In the first exemplary embodiment, a leading end of the vibration prevention member 55 makes contact with the intermediate transfer belt 40 at one position in the moving direction of the intermediate transfer belt 40.
However, as illustrated in FIG. 9, the present invention is applicable to a vibration prevention member 55 having two sheet-shape portions that make contact with the intermediate transfer belt 40 at two positions (i.e., a plurality of positions) in the moving direction.
In the present exemplary embodiment, a sheet-shape portion provided on the upstream side has a thickness of 200 μm, whereas a sheet-shape portion provided on the downstream side has a thickness of 500 μm, each of which is made of resin such as polyester.

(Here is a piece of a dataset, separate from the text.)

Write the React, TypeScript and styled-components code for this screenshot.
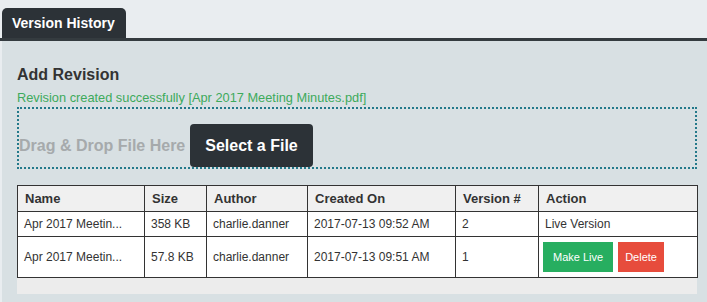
import React from "react";
import styled, { createGlobalStyle } from "styled-components";

const GlobalStyle = createGlobalStyle`
  html, body {
    margin: 0;
    padding: 0;
    background: #e9edf0;
    font-family: "Liberation Sans", Arial, sans-serif;
    color: #333;
  }
`;

type Revision = {
  name: string;
  size: string;
  author: string;
  createdOn: string;
  version: number;
  live: boolean;
};

const revisions: Revision[] = [
  {
    name: "Apr 2017 Meetin...",
    size: "358 KB",
    author: "charlie.danner",
    createdOn: "2017-07-13 09:52 AM",
    version: 2,
    live: true,
  },
  {
    name: "Apr 2017 Meetin...",
    size: "57.8 KB",
    author: "charlie.danner",
    createdOn: "2017-07-13 09:51 AM",
    version: 1,
    live: false,
  },
];

const columns = [
  { label: "Name", width: 127 },
  { label: "Size", width: 62 },
  { label: "Author", width: 101 },
  { label: "Created On", width: 148 },
  { label: "Version #", width: 83 },
  { label: "Action", width: 159 },
];

const App = () => {
  return (
    <>
      <GlobalStyle />
      <Page>
        <TabBar>
          <Tab>Version History</Tab>
        </TabBar>
        <Panel>
          <Heading>Add Revision</Heading>
          <Success>Revision created successfully [Apr 2017 Meeting Minutes.pdf]</Success>
          <DropZone>
            <DropText>Drag &amp; Drop File Here</DropText>
            <SelectButton>Select a File</SelectButton>
          </DropZone>
          <TableWrap>
            <Table>
              <colgroup>
                {columns.map((c) => (
                  <col key={c.label} style={{ width: c.width }} />
                ))}
              </colgroup>
              <thead>
                <tr>
                  {columns.map((c) => (
                    <Th key={c.label}>{c.label}</Th>
                  ))}
                </tr>
              </thead>
              <tbody>
                {revisions.map((r) => (
                  <tr key={r.version}>
                    <Td>{r.name}</Td>
                    <Td>{r.size}</Td>
                    <Td>{r.author}</Td>
                    <Td>{r.createdOn}</Td>
                    <Td>{r.version}</Td>
                    <Td $tight={!r.live}>
                      {r.live ? (
                        "Live Version"
                      ) : (
                        <Actions>
                          <ActionButton $tone="green" $pad={10}>Make Live</ActionButton>
                          <ActionButton $tone="red" $pad={7}>Delete</ActionButton>
                        </Actions>
                      )}
                    </Td>
                  </tr>
                ))}
              </tbody>
            </Table>
          </TableWrap>
        </Panel>
      </Page>
    </>
  );
};

export default App;

const Page = styled.div`
  width: 707px;
  height: 302px;
  overflow: hidden;
  display: flex;
  flex-direction: column;
`;

const TabBar = styled.div`
  display: flex;
  padding: 8px 0 0 2px;
  border-bottom: 3px solid #343b3f;
`;

const Tab = styled.div`
  height: 30px;
  padding: 0 11px 0 10px;
  display: flex;
  align-items: center;
  background: #2c3237;
  color: #fff;
  font-weight: bold;
  font-size: 14px;
  border-radius: 5px 5px 0 0;
`;

const Panel = styled.div`
  flex: 1;
  margin-left: 2px;
  background: #d8e0e3;
  padding: 25px 0 0 15px;
  display: flex;
  flex-direction: column;
`;

const Heading = styled.div`
  font-size: 16px;
  font-weight: bold;
  line-height: 18px;
  color: #333;
`;

const Success = styled.div`
  margin-top: 7px;
  font-size: 12.8px;
  line-height: 14px;
  color: #3daa5c;
`;

const DropZone = styled.div`
  width: 676px;
  margin-top: 2px;
  height: 58px;
  border: 2px dotted #23798a;
  display: flex;
  align-items: flex-end;
`;

const DropText = styled.span`
  align-self: center;
  margin-top: 15px;
  font-size: 16px;
  font-weight: bold;
  color: #a6aaac;
  margin-right: 5px;
`;

const SelectButton = styled.button`
  height: 43px;
  padding: 0 15px;
  border: none;
  border-radius: 4px;
  background: #2c3237;
  color: #fff;
  font-family: "Liberation Sans", Arial, sans-serif;
  font-size: 16px;
  font-weight: bold;
  cursor: pointer;
`;

const TableWrap = styled.div`
  width: 680px;
  margin-top: 16px;
  padding-bottom: 16px;
  background: #ececec;
`;

const Table = styled.table`
  width: 680px;
  table-layout: fixed;
  border-collapse: collapse;
  background: #fff;
`;

const Th = styled.th`
  text-align: left;
  font-size: 13px;
  line-height: 15px;
  font-weight: bold;
  padding: 5px 6px 5px 7px;
  background: #f0f0f0;
  border: 1px solid #333;
  color: #333;
`;

const Td = styled.td<{ $tight?: boolean }>`
  font-size: 12px;
  line-height: 14px;
  padding: ${(p) => (p.$tight ? "5px 4px" : "5px 6px")};
  border: 1px solid #333;
  color: #333;
  white-space: nowrap;
  overflow: hidden;
`;

const Actions = styled.div`
  display: flex;
  gap: 5px;
`;

const ActionButton = styled.button<{ $tone: "green" | "red"; $pad: number }>`
  height: 30px;
  padding: 0 ${(p) => p.$pad}px;
  border: none;
  background: ${(p) => (p.$tone === "green" ? "#27ae60" : "#e74c3c")};
  color: #fff;
  font-family: "Liberation Sans", Arial, sans-serif;
  font-size: 11px;
  cursor: pointer;
`;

In the present exemplary embodiment, the intermediate transfer belt 40 has a length of 360 mm in the width direction, the movable region has a length W of 365 mm in the width direction, and both of the sheet-shape abutting portions on the upstream and the downstream sides have lengths D of 367 mm. Positions D1 and D2 at both ends of the sheet shape portions on the upstream and the downstream sides in the width directions are respectively arranged on the outsides of positions W1 and W2 of the both ends of the movable region.
In the present exemplary embodiment, edges of the sheet-shape abutting portions on the upstream and the downstream sides do not make contact with the intermediate transfer belt 40, and thus an image defect caused by generation of scraped particles can be suppressed.
In addition, the present invention is also applicable to a vibration prevention member configured to make contact with the intermediate transfer belt 40 at three or more positions in the moving direction.
While the present invention has been described with reference to exemplary embodiments, it is to be understood that the invention is not limited to the disclosed exemplary embodiments.
This application claims the benefit of Japanese Patent Application No. 2014-195818, filed Sep. 25, 2014, which is hereby incorporated by reference herein in its entirety.